Why is this the case? I'm not completely sure. I suspect Ryan partly did get lucky: the market moved his way, as it has in all of Westchester County, but that counts. I also think Tyler's comp method introduced volatility relative to the sort of pure market model Ryan used. Tyler also has many more neighborhoods than Ryan leading to more cases of similarly-located homes having wildly different values. Both revals generated hundreds of challenges so each had problems.
But whatever the case, the question before the community is not whether Ryan did a great job or fulfilled his contract. The question is whether the evidence justifies taking the extraordinary measure of voiding an existing assessment roll to go back to one that, as measured by IAAO standards, is less reflective of the current market and which will potentially be even more unfair to a different group of people. I don't think such evidence has been presented. Accordingly, I don't think the village should countenance either rolling back to 2015 or settling with the Article 78 plaintiffs. We should look toward the next revaluation to fix the shortcomings of both Tyler and Ryan.
If you'll indulge me, I'll end on a personal note.

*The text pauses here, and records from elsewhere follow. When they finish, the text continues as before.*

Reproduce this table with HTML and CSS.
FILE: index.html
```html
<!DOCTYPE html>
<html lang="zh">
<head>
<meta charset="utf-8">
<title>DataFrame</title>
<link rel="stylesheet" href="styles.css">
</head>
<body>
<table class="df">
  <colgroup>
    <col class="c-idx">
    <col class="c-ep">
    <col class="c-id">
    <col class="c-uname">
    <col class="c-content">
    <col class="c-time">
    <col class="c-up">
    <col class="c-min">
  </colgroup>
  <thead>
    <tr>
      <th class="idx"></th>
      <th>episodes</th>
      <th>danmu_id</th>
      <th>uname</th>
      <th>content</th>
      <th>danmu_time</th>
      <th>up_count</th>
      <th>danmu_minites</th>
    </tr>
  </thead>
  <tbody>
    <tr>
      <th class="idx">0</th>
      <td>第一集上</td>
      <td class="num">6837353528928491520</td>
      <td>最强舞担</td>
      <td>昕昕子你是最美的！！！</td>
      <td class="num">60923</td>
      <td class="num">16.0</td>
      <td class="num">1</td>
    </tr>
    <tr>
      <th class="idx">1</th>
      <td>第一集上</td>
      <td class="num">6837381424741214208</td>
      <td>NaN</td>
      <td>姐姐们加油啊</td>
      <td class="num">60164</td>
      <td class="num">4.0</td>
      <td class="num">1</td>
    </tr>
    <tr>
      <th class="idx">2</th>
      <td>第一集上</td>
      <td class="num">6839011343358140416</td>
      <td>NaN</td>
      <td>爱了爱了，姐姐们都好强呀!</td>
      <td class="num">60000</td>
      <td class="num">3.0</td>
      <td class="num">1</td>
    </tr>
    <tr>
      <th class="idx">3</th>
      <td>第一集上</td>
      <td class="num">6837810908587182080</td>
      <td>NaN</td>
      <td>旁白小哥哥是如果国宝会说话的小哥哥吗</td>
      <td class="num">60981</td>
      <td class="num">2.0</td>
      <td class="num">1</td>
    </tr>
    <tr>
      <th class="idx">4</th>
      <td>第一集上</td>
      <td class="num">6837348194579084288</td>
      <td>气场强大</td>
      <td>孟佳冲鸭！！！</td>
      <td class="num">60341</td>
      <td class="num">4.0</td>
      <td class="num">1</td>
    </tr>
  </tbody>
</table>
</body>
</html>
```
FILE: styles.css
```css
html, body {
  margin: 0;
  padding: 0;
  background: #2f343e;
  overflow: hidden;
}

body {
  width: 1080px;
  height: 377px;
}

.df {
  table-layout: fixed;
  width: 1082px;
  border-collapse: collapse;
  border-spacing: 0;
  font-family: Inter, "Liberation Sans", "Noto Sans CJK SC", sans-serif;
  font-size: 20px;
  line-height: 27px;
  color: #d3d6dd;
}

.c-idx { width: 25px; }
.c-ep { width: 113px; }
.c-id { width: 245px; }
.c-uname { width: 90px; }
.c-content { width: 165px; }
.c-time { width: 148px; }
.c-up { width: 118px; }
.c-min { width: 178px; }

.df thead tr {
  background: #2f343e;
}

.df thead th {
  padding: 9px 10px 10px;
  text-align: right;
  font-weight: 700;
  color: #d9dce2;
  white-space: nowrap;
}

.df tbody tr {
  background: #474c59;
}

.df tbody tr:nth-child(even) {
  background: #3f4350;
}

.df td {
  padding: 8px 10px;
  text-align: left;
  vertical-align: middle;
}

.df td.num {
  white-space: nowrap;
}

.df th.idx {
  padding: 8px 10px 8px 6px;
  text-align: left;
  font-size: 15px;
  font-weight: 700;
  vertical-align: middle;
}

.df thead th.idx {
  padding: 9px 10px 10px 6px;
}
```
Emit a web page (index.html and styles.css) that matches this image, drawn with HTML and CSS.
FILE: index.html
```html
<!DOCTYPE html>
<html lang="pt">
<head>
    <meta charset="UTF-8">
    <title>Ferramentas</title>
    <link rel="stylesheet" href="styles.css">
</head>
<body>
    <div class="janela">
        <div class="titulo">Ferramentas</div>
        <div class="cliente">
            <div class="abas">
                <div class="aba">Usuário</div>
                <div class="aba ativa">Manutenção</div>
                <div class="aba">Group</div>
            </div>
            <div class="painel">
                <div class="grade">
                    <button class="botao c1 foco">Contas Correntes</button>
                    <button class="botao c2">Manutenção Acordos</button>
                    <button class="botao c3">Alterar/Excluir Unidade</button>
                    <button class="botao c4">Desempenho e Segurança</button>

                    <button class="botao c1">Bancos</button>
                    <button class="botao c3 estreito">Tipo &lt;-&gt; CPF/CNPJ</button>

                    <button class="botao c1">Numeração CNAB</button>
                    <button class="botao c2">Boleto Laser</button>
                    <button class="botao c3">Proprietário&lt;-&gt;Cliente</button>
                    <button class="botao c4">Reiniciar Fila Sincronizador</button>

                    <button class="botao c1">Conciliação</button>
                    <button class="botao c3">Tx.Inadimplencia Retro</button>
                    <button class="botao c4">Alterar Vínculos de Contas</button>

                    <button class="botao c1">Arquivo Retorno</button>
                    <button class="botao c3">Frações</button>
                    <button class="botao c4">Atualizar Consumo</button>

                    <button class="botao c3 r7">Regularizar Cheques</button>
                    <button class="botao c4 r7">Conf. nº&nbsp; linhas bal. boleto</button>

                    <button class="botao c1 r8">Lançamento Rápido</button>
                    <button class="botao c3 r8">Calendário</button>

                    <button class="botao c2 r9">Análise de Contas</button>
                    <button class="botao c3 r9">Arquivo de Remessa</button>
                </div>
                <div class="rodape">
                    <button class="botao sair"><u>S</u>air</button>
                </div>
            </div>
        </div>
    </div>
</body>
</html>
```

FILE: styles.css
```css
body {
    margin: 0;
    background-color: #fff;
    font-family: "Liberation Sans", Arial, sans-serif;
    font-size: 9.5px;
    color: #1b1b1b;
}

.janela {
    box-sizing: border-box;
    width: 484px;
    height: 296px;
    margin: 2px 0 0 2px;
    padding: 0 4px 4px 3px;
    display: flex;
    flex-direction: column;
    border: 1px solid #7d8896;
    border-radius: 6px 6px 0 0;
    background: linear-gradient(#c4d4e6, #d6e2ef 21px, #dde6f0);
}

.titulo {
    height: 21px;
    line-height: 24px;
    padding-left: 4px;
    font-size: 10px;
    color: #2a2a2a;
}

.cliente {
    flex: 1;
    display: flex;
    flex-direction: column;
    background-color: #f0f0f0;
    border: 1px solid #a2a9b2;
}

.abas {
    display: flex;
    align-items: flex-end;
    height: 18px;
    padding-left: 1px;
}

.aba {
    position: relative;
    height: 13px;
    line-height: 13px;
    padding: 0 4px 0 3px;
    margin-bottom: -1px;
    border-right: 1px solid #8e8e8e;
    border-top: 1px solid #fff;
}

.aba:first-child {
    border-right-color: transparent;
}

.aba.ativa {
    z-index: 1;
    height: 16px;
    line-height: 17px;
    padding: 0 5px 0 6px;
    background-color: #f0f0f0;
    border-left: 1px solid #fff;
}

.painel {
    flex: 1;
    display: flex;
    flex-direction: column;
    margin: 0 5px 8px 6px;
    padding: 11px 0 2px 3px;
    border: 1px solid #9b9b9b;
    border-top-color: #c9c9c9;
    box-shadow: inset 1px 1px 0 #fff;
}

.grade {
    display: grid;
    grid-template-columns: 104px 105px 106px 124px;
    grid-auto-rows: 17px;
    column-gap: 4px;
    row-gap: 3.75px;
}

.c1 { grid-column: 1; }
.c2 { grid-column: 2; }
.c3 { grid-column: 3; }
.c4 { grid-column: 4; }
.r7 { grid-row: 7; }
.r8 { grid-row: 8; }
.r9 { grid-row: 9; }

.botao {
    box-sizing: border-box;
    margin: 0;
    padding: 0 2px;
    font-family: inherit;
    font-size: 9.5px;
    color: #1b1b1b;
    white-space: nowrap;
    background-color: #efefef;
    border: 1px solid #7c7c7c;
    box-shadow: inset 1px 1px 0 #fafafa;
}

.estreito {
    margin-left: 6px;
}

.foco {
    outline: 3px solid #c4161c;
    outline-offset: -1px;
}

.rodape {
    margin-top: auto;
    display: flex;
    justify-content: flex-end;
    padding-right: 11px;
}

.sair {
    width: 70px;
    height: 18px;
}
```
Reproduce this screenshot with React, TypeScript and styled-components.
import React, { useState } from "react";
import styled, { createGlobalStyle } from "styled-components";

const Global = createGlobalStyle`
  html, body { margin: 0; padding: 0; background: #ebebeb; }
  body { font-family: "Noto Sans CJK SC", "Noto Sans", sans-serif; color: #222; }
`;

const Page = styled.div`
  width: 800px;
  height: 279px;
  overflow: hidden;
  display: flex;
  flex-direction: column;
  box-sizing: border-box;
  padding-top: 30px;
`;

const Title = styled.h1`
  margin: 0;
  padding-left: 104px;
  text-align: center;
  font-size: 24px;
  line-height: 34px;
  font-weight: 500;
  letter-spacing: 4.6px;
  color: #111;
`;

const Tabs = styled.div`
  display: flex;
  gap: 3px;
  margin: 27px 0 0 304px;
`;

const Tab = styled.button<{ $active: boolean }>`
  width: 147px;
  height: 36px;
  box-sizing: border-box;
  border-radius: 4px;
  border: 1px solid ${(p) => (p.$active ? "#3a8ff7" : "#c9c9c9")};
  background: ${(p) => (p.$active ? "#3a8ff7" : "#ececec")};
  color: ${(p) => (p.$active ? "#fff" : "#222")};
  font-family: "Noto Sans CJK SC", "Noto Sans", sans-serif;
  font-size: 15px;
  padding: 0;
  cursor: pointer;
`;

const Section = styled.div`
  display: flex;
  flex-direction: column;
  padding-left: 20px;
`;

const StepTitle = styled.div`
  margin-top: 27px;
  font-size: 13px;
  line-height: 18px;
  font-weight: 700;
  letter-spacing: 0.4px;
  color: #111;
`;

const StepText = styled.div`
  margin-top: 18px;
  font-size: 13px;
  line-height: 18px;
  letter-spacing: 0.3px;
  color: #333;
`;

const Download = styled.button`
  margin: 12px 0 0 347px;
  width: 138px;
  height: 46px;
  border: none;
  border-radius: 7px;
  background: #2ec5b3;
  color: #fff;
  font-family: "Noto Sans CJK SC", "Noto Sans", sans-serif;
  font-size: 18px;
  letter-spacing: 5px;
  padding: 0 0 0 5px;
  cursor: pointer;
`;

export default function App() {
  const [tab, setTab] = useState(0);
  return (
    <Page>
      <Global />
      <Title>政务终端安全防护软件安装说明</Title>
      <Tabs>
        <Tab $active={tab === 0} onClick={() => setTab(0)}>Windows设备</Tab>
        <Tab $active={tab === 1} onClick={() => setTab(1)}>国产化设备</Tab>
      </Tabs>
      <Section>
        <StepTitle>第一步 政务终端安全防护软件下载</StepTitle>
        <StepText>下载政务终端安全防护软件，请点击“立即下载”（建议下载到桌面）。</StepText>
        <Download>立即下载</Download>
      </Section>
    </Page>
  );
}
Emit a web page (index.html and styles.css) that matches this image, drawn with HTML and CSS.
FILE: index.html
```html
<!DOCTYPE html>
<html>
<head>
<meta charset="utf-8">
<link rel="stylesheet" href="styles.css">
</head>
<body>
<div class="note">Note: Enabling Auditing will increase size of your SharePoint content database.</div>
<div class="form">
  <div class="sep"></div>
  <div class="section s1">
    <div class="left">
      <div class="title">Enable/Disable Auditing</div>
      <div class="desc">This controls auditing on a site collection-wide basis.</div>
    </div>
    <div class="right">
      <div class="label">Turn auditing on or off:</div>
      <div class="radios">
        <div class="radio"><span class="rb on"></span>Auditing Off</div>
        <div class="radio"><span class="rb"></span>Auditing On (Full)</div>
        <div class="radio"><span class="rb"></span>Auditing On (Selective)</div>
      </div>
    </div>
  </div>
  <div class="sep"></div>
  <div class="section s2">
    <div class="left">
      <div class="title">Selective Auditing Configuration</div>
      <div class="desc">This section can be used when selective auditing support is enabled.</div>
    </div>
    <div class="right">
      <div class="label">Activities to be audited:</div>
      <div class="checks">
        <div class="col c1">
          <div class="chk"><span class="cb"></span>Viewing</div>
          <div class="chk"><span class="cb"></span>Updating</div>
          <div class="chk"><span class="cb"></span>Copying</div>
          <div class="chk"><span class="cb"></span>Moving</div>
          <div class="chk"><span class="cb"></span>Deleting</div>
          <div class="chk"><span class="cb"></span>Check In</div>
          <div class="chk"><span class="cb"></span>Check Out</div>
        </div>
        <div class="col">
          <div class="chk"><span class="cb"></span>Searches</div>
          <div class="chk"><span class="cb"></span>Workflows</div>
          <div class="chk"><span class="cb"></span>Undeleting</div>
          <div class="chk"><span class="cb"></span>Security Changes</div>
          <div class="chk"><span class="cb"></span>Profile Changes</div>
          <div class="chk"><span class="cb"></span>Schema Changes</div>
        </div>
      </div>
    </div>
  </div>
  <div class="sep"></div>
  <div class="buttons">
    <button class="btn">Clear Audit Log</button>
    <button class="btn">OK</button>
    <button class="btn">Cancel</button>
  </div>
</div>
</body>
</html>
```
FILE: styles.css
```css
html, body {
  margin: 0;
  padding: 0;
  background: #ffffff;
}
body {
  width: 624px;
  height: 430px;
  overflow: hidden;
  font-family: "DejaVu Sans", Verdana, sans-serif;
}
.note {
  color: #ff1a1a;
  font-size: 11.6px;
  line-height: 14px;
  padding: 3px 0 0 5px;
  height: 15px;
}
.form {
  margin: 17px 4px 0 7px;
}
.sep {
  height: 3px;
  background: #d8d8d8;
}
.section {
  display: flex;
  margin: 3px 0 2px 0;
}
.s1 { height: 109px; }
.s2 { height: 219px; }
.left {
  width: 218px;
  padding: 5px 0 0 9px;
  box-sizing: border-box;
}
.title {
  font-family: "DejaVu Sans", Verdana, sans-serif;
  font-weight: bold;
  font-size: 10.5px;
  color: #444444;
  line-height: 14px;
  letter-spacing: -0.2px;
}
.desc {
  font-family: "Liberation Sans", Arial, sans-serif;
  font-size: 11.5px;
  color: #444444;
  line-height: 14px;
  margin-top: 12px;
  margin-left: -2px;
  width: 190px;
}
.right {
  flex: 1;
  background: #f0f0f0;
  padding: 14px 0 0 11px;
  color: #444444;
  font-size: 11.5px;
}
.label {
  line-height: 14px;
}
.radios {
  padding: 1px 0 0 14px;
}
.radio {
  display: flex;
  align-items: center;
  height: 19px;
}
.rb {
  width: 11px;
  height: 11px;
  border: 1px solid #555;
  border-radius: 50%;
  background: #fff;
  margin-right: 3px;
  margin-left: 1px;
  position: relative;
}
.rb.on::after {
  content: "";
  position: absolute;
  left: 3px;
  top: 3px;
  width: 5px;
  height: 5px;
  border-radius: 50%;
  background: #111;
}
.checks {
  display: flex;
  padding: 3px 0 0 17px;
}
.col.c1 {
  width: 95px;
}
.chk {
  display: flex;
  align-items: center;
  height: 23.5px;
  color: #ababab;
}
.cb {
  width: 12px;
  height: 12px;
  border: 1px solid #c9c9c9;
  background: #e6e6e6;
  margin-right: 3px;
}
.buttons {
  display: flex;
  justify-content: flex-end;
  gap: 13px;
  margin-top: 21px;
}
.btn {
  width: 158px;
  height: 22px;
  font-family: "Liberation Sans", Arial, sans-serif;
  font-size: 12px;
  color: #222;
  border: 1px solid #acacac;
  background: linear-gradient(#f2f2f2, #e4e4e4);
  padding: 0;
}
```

The personal and often nasty nature of many of the attacks I've experienced over the past few days in multiple venues has been eye opening. People point to my membership on the CNC as though agreeing to run in a neighborhood election two years ago—a process that hundreds of our neighbors have gone through—somehow makes me the equivalent of a political machine insider. Well I'm no insider (I'd wager none of the trustees know me from Adam), but I'm proud to have served with CNC volunteers whom I hadn't known, but who spent many hours not just selecting candidates but encouraging as broad and diverse a set of people to put themselves up as candidates. I hope that we as a village never reward those who scream the loudest, who seek to pit people against each other the most, and who resort to vicious attacks when challenged.